You're gonna have that fixed width table which was what our 600 pixel wide table was before. Then you're gonna have another fluid table that's 100% wide underneath that. And then you'll have your final kind of fixed width tables for those columns. And we'll see how that works out in this two-one-three column structure that we're gonna build in a second here.

So those final fixed tables usually work better if they're, you can use percentage-based width for that. So in our example, we'll set that to a percentage like 50% for the left and the right. You can do 33% if you're doing a three-column approach, something like that. You can do pixel-based stuff.

But if you get really heavily nested and start building a bunch of multiple columns, then the math gets a little bit trickier. And you have to account for that a little bit more. Especially when it comes to Outlook, which is a little bit tricky with it when it comes to the math on widths of items.

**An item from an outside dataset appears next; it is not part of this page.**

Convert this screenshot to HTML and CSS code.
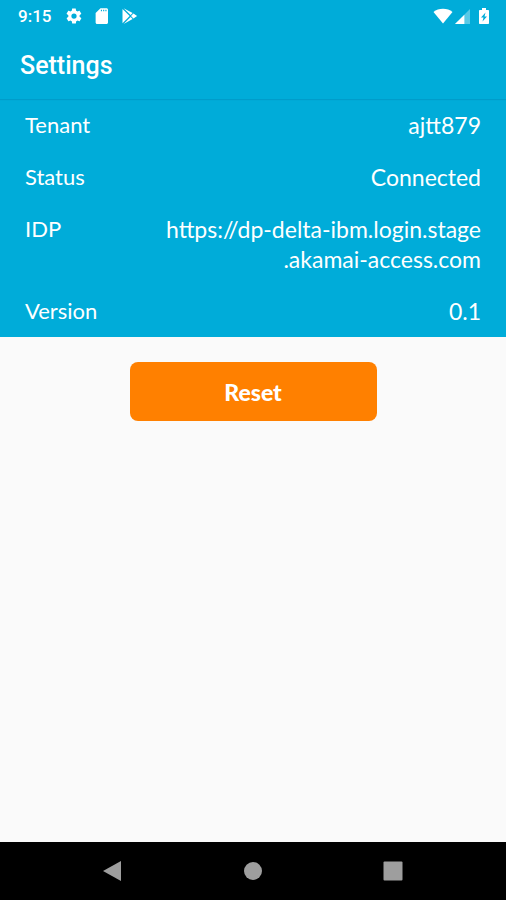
FILE: index.html
```html
<!DOCTYPE html>
<html lang="en">
<head>
<meta charset="utf-8">
<meta name="viewport" content="width=device-width, initial-scale=1">
<title>Settings</title>
<link rel="stylesheet" href="styles.css">
</head>
<body>
<div class="status-bar">
  <span class="clock">9:15</span>
  <div class="notifications">
    <svg class="icon" viewBox="0 0 24 24" aria-hidden="true"><path d="M19.4 13c0-.3.1-.6.1-1s0-.7-.1-1l2.1-1.600c.2-.2.300-.4.100-.700l-2-3.400c-.1-.2-.4-.3-.6-.2l-2.500 1c-.5-.4-1.100-.700-1.700-1l-.4-2.600c0-.3-.2-.4-.5-.4h-4c-.2 0-.5.2-.5.4l-.4 2.600c-.6.3-1.200.6-1.700 1l-2.500-1c-.2-.1-.5 0-.6.2l-2 3.400c-.1.3-.1.5.1.700L4.500 11c0 .3-.1.600-.1 1s0 .7.1 1l-2.100 1.600c-.2.2-.3.400-.1.700l2 3.400c.1.2.4.3.6.2l2.500-1c.5.4 1.100.7 1.700 1l.4 2.600c0 .3.3.4.5.4h4c.3 0 .5-.2.5-.4l.4-2.600c.6-.3 1.200-.6 1.700-1l2.500 1c.2.1.5 0 .6-.2l2-3.400c.1-.3.1-.5-.1-.7L19.400 13zM12 15.500a3.500 3.500 0 1 1 0-7 3.500 3.500 0 0 1 0 7z"/></svg>
    <svg class="icon" viewBox="0 0 24 24" aria-hidden="true"><path d="M18 1.500h-8L3.500 8v12.500c0 1.100.9 2 2 2H18c1.100 0 2-.9 2-2v-17c0-1.100-.9-2-2-2zm-6 4h-1.500v-2H12v2zm3 0h-1.500v-2H15v2zm3 0h-1.500v-2H18v2z"/></svg>
    <svg class="icon" viewBox="0 0 24 24" aria-hidden="true"><path d="M2 2.500v19L11.500 12z"/><path d="M3.500 1.500l9.300 9.300 2.700-2.700z"/><path d="M3.500 22.500l9.300-9.300 2.700 2.700z"/><path d="M16.600 8.800L13.400 12l3.200 3.200L21.500 12z"/></svg>
  </div>
  <div class="system">
    <svg class="icon wifi" viewBox="0 0 20 16" aria-hidden="true"><path d="M10 15.500L.5 4C3 1.800 6.300.7 10 .7S17 1.800 19.500 4z"/></svg>
    <svg class="icon signal" viewBox="0 0 16 16" aria-hidden="true"><path class="faint" d="M16 0v16H0z"/><path d="M10 6v10H0z"/></svg>
    <svg class="icon battery" viewBox="0 0 12 18" aria-hidden="true"><path fill-rule="evenodd" d="M4 1h4v2h2c.6 0 1 .4 1 1v12c0 .6-.4 1-1 1H2c-.6 0-1-.4-1-1V4c0-.6.4-1 1-1h2zM7.500 5.500L3 10.500h2.500l-1 4L9 9.500H6.500z"/></svg>
  </div>
</div>
<header class="app-bar"><h1>Settings</h1></header>
<main>
  <dl class="details">
    <div class="row"><dt>Tenant</dt><dd>ajtt879</dd></div>
    <div class="row"><dt>Status</dt><dd>Connected</dd></div>
    <div class="row"><dt>IDP</dt><dd>https://dp-delta-ibm.login.stage<br>.akamai-access.com</dd></div>
    <div class="row"><dt>Version</dt><dd>0.1</dd></div>
  </dl>
  <div class="actions"><button class="reset" type="button">Reset</button></div>
</main>
<nav class="nav-bar" aria-label="System">
  <button type="button" aria-label="Back"><svg viewBox="0 0 22 22" aria-hidden="true"><path d="M1 11L19 1v20z"/></svg></button>
  <button type="button" aria-label="Home"><svg viewBox="0 0 22 22" aria-hidden="true"><circle cx="11" cy="11" r="9"/></svg></button>
  <button type="button" aria-label="Overview"><svg viewBox="0 0 22 22" aria-hidden="true"><rect x="1.500" y="1.500" width="19" height="19" rx="1"/></svg></button>
</nav>
</body>
</html>
```
FILE: styles.css
```css
* {
  box-sizing: border-box;
}

body {
  margin: 0;
  min-height: 100vh;
  display: flex;
  flex-direction: column;
  background: #fafafa;
  color: #fff;
  font-family: Lato, sans-serif;
}

.status-bar {
  display: flex;
  align-items: center;
  height: 32px;
  padding: 0 16px 0 18px;
  background: #00acd9;
}

.clock {
  font: 500 17px/32px Roboto, sans-serif;
}

.notifications {
  display: flex;
  gap: 10px;
  margin-left: 14px;
}

.system {
  display: flex;
  align-items: center;
  gap: 2px;
  margin-left: auto;
}

.icon {
  display: block;
  width: 18px;
  height: 18px;
  fill: #fff;
}

.wifi {
  width: 20px;
  height: 16px;
}

.signal {
  width: 15px;
  height: 15px;
}

.battery {
  width: 12px;
  margin-left: 6px;
}

.faint {
  opacity: 0.35;
}

.app-bar {
  position: relative;
  padding: 0 20px;
  background: #00acd9;
  box-shadow: 0 1px 1px #009cca;
}

h1 {
  margin: 0;
  font: 500 25px/67px Roboto, sans-serif;
}

main {
  flex: 1;
}

.details {
  margin: 0;
  padding: 0 25px;
  background: #00acd9;
  font-size: 22px;
  line-height: 30px;
}

.row {
  display: flex;
  justify-content: space-between;
  padding: 11px 0;
}

dd {
  margin: 0;
  font-size: 23px;
  text-align: right;
}

.actions {
  display: flex;
  justify-content: center;
  padding: 25px;
}

.reset {
  width: 54%;
  min-width: 247px;
  height: 59px;
  border: 0;
  border-radius: 8px;
  background: #ff8000;
  color: #fff;
  font: 900 23px/30px Lato, sans-serif;
}

.nav-bar {
  display: flex;
  justify-content: center;
  align-items: center;
  gap: 118px;
  height: 58px;
  background: #000;
}

.nav-bar button {
  width: 22px;
  height: 22px;
  padding: 0;
  border: 0;
  background: none;
}

.nav-bar svg {
  display: block;
  fill: #9e9e9e;
}
```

So we'll see how that plays out in a second here, too, when we start building out this example. First I want you to try to add two columns to your email campaign using that approach. We'll have that fixed table, or sorry, the fluid table, the fixed table, the fluid table, the fixed table.

And add two tables in that final container for your different columns. So start with two, add a third one in there if you want. You can try using pixel sizing or percentage sizing. And see how you'd actually develop that. Just throw some dummy content in there, an image if you want to.

And see if you can get that multiple column structure working. Before we head back and see how somebody like me would code something like that. So let's take five minutes and start adding some columns for those tables that we just built out.